* START *
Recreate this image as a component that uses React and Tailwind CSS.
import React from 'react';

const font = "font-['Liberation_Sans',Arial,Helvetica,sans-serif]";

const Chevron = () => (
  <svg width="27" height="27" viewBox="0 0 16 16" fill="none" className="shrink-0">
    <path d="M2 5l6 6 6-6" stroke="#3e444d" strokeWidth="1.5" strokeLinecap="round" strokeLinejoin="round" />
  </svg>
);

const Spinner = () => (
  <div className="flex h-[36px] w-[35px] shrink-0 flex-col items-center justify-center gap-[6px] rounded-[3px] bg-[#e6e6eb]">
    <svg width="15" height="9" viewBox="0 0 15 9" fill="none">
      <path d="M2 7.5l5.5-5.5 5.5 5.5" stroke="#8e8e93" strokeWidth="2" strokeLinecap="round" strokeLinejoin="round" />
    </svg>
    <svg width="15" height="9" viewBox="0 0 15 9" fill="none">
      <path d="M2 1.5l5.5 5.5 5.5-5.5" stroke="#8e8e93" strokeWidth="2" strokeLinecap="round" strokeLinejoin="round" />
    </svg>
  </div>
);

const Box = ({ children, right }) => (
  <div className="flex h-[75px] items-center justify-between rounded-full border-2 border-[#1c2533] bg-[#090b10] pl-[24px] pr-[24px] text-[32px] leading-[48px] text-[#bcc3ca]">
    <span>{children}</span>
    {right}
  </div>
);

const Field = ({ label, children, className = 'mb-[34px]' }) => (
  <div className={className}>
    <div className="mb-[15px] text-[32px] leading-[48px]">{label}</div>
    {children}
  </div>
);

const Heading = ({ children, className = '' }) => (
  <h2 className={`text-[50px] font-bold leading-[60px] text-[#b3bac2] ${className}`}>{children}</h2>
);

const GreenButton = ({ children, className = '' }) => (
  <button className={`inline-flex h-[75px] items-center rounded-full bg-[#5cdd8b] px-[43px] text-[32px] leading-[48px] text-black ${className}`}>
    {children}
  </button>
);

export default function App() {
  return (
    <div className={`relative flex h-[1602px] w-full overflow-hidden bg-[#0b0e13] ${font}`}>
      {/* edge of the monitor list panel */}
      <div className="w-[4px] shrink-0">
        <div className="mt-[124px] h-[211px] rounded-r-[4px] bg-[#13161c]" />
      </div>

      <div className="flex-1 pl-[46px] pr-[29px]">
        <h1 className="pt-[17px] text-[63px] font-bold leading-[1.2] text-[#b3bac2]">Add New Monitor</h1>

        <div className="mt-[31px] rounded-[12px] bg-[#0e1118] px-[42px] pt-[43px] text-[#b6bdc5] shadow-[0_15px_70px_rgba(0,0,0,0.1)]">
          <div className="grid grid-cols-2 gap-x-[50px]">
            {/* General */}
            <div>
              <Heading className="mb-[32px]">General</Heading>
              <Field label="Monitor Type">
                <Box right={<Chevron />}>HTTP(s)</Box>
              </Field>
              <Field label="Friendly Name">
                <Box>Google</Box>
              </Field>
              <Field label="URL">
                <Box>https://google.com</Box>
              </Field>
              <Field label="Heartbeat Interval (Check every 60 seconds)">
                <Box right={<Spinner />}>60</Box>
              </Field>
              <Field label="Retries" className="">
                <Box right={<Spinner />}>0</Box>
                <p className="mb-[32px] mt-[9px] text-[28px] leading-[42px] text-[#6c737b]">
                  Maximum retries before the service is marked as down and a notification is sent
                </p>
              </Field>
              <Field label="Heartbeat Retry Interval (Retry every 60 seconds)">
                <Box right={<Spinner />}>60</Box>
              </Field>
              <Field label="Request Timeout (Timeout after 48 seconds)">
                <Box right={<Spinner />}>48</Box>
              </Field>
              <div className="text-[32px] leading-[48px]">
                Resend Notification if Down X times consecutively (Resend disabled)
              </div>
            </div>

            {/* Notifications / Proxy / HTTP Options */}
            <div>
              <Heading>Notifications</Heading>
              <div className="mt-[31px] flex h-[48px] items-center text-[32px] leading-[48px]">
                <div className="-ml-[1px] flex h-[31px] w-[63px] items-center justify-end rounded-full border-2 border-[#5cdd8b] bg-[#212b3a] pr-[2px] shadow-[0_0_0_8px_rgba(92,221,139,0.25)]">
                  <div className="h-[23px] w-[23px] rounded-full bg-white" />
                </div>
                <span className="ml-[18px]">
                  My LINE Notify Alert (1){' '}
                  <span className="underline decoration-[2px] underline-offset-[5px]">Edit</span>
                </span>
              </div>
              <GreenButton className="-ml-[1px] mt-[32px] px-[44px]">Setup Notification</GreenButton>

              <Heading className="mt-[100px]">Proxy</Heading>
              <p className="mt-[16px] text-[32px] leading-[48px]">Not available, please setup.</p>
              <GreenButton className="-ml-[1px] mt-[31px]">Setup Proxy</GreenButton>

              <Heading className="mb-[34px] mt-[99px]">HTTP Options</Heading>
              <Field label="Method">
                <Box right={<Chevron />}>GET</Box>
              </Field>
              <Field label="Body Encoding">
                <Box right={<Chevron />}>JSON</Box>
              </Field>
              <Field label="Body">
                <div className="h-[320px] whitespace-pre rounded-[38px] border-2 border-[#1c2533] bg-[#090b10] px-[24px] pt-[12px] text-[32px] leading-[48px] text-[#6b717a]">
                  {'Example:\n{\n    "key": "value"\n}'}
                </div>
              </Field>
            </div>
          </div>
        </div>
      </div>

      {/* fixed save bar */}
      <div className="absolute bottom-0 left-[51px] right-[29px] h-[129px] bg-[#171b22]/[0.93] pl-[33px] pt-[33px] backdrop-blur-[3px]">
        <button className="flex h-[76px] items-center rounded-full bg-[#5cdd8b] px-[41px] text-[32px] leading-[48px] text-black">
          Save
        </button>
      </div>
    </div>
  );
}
* END *
> _The request_:
Set every line of the listing down word for word.

> _Worked solution_:
Recreate this image as a component that uses React and Tailwind CSS.
import React from 'react';

const font = "font-['Liberation_Sans',Arial,Helvetica,sans-serif]";

const Chevron = () => (
  <svg width="27" height="27" viewBox="0 0 16 16" fill="none" className="shrink-0">
    <path d="M2 5l6 6 6-6" stroke="#3e444d" strokeWidth="1.5" strokeLinecap="round" strokeLinejoin="round" />
  </svg>
);

const Spinner = () => (
  <div className="flex h-[36px] w-[35px] shrink-0 flex-col items-center justify-center gap-[6px] rounded-[3px] bg-[#e6e6eb]">
    <svg width="15" height="9" viewBox="0 0 15 9" fill="none">
      <path d="M2 7.5l5.5-5.5 5.5 5.5" stroke="#8e8e93" strokeWidth="2" strokeLinecap="round" strokeLinejoin="round" />
    </svg>
    <svg width="15" height="9" viewBox="0 0 15 9" fill="none">
      <path d="M2 1.5l5.5 5.5 5.5-5.5" stroke="#8e8e93" strokeWidth="2" strokeLinecap="round" strokeLinejoin="round" />
    </svg>
  </div>
);

const Box = ({ children, right }) => (
  <div className="flex h-[75px] items-center justify-between rounded-full border-2 border-[#1c2533] bg-[#090b10] pl-[24px] pr-[24px] text-[32px] leading-[48px] text-[#bcc3ca]">
    <span>{children}</span>
    {right}
  </div>
);

const Field = ({ label, children, className = 'mb-[34px]' }) => (
  <div className={className}>
    <div className="mb-[15px] text-[32px] leading-[48px]">{label}</div>
    {children}
  </div>
);

const Heading = ({ children, className = '' }) => (
  <h2 className={`text-[50px] font-bold leading-[60px] text-[#b3bac2] ${className}`}>{children}</h2>
);

const GreenButton = ({ children, className = '' }) => (
  <button className={`inline-flex h-[75px] items-center rounded-full bg-[#5cdd8b] px-[43px] text-[32px] leading-[48px] text-black ${className}`}>
    {children}
  </button>
);

export default function App() {
  return (
    <div className={`relative flex h-[1602px] w-full overflow-hidden bg-[#0b0e13] ${font}`}>
      {/* edge of the monitor list panel */}
      <div className="w-[4px] shrink-0">
        <div className="mt-[124px] h-[211px] rounded-r-[4px] bg-[#13161c]" />
      </div>

      <div className="flex-1 pl-[46px] pr-[29px]">
        <h1 className="pt-[17px] text-[63px] font-bold leading-[1.2] text-[#b3bac2]">Add New Monitor</h1>

        <div className="mt-[31px] rounded-[12px] bg-[#0e1118] px-[42px] pt-[43px] text-[#b6bdc5] shadow-[0_15px_70px_rgba(0,0,0,0.1)]">
          <div className="grid grid-cols-2 gap-x-[50px]">
            {/* General */}
            <div>
              <Heading className="mb-[32px]">General</Heading>
              <Field label="Monitor Type">
                <Box right={<Chevron />}>HTTP(s)</Box>
              </Field>
              <Field label="Friendly Name">
                <Box>Google</Box>
              </Field>
              <Field label="URL">
                <Box>https://google.com</Box>
              </Field>
              <Field label="Heartbeat Interval (Check every 60 seconds)">
                <Box right={<Spinner />}>60</Box>
              </Field>
              <Field label="Retries" className="">
                <Box right={<Spinner />}>0</Box>
                <p className="mb-[32px] mt-[9px] text-[28px] leading-[42px] text-[#6c737b]">
                  Maximum retries before the service is marked as down and a notification is sent
                </p>
              </Field>
              <Field label="Heartbeat Retry Interval (Retry every 60 seconds)">
                <Box right={<Spinner />}>60</Box>
              </Field>
              <Field label="Request Timeout (Timeout after 48 seconds)">
                <Box right={<Spinner />}>48</Box>
              </Field>
              <div className="text-[32px] leading-[48px]">
                Resend Notification if Down X times consecutively (Resend disabled)
              </div>
            </div>

            {/* Notifications / Proxy / HTTP Options */}
            <div>
              <Heading>Notifications</Heading>
              <div className="mt-[31px] flex h-[48px] items-center text-[32px] leading-[48px]">
                <div className="-ml-[1px] flex h-[31px] w-[63px] items-center justify-end rounded-full border-2 border-[#5cdd8b] bg-[#212b3a] pr-[2px] shadow-[0_0_0_8px_rgba(92,221,139,0.25)]">
                  <div className="h-[23px] w-[23px] rounded-full bg-white" />
                </div>
                <span className="ml-[18px]">
                  My LINE Notify Alert (1){' '}
                  <span className="underline decoration-[2px] underline-offset-[5px]">Edit</span>
                </span>
              </div>
              <GreenButton className="-ml-[1px] mt-[32px] px-[44px]">Setup Notification</GreenButton>

              <Heading className="mt-[100px]">Proxy</Heading>
              <p className="mt-[16px] text-[32px] leading-[48px]">Not available, please setup.</p>
              <GreenButton className="-ml-[1px] mt-[31px]">Setup Proxy</GreenButton>

              <Heading className="mb-[34px] mt-[99px]">HTTP Options</Heading>
              <Field label="Method">
                <Box right={<Chevron />}>GET</Box>
              </Field>
              <Field label="Body Encoding">
                <Box right={<Chevron />}>JSON</Box>
              </Field>
              <Field label="Body">
                <div className="h-[320px] whitespace-pre rounded-[38px] border-2 border-[#1c2533] bg-[#090b10] px-[24px] pt-[12px] text-[32px] leading-[48px] text-[#6b717a]">
                  {'Example:\n{\n    "key": "value"\n}'}
                </div>
              </Field>
            </div>
          </div>
        </div>
      </div>

      {/* fixed save bar */}
      <div className="absolute bottom-0 left-[51px] right-[29px] h-[129px] bg-[#171b22]/[0.93] pl-[33px] pt-[33px] backdrop-blur-[3px]">
        <button className="flex h-[76px] items-center rounded-full bg-[#5cdd8b] px-[41px] text-[32px] leading-[48px] text-black">
          Save
        </button>
      </div>
    </div>
  );
}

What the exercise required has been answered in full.